Among the entries, which lines carry the string "React"? Copy each of them.

→ Record excerpts
+ + + + + + +

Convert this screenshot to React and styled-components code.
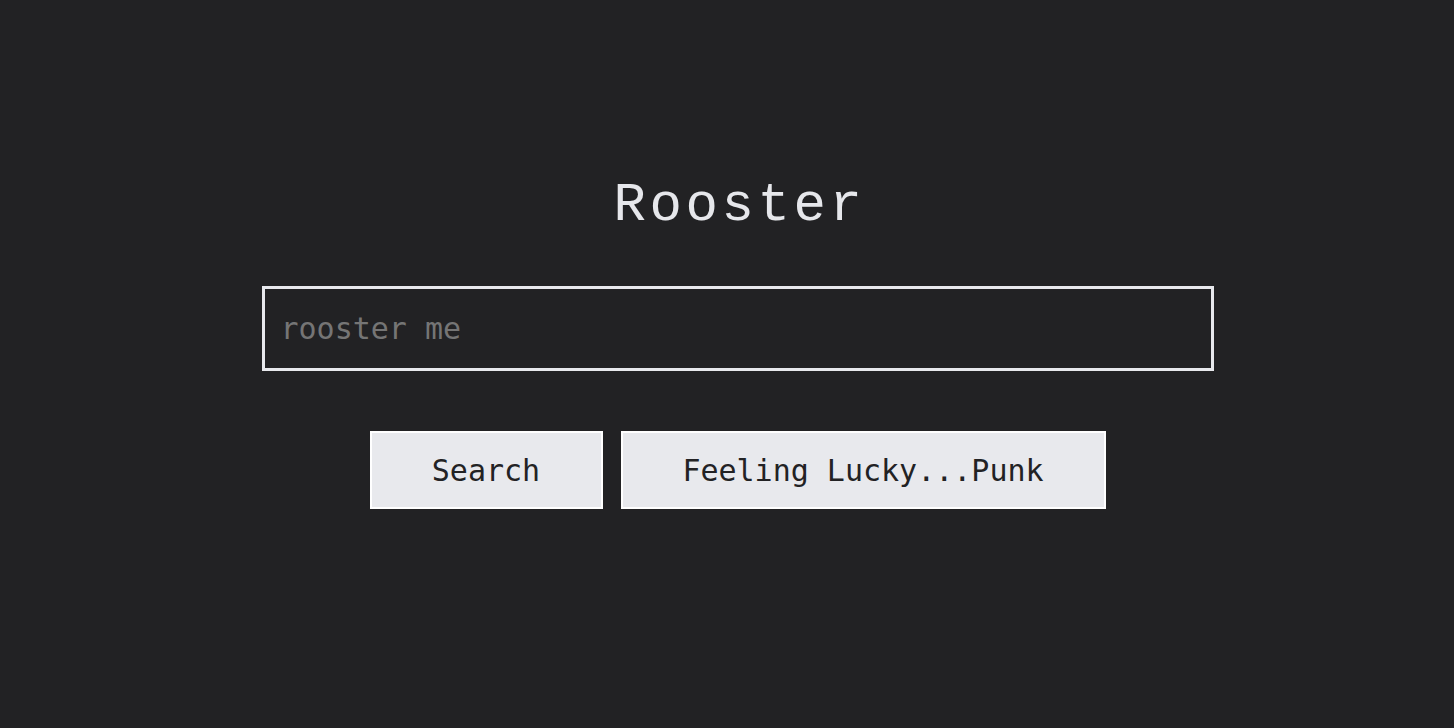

+ + + + + + +

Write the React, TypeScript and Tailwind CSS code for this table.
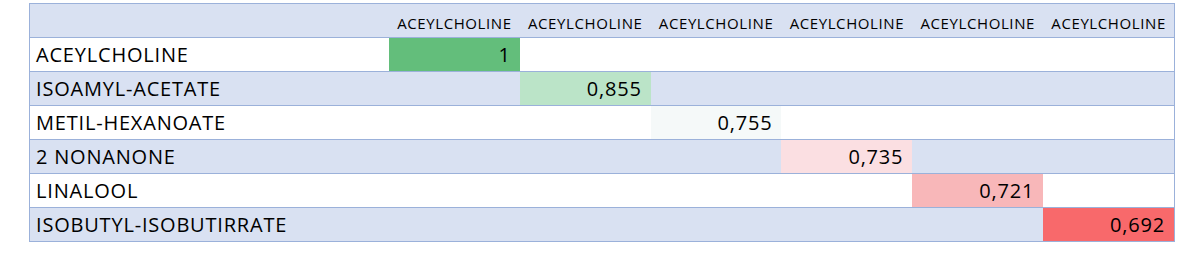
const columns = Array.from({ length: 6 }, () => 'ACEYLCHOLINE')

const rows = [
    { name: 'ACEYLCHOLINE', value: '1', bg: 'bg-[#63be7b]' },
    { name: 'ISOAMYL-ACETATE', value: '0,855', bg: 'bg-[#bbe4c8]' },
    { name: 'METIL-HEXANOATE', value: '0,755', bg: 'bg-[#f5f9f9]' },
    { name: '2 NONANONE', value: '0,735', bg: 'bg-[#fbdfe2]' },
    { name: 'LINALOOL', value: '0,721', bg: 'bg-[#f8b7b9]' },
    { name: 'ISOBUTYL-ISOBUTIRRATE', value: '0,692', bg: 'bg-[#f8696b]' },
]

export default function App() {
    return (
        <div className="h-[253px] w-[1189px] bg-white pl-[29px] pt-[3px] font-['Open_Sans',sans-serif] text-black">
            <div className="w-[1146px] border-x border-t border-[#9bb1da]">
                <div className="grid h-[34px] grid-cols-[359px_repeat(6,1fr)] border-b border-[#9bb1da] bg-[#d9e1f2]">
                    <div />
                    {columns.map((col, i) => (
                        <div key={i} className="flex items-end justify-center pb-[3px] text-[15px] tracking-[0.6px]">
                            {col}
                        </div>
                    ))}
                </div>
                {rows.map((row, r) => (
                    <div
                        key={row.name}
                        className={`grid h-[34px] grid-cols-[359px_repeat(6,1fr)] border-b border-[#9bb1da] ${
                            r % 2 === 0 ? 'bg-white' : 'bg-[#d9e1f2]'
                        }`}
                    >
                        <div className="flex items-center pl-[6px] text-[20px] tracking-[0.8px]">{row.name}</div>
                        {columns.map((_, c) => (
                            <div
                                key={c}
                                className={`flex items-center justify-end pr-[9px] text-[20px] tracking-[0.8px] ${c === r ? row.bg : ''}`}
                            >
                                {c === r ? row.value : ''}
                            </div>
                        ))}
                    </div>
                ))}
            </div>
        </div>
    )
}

+ + + + + + +

→ Result
Convert this screenshot to React and styled-components code.
Write the React, TypeScript and Tailwind CSS code for this table.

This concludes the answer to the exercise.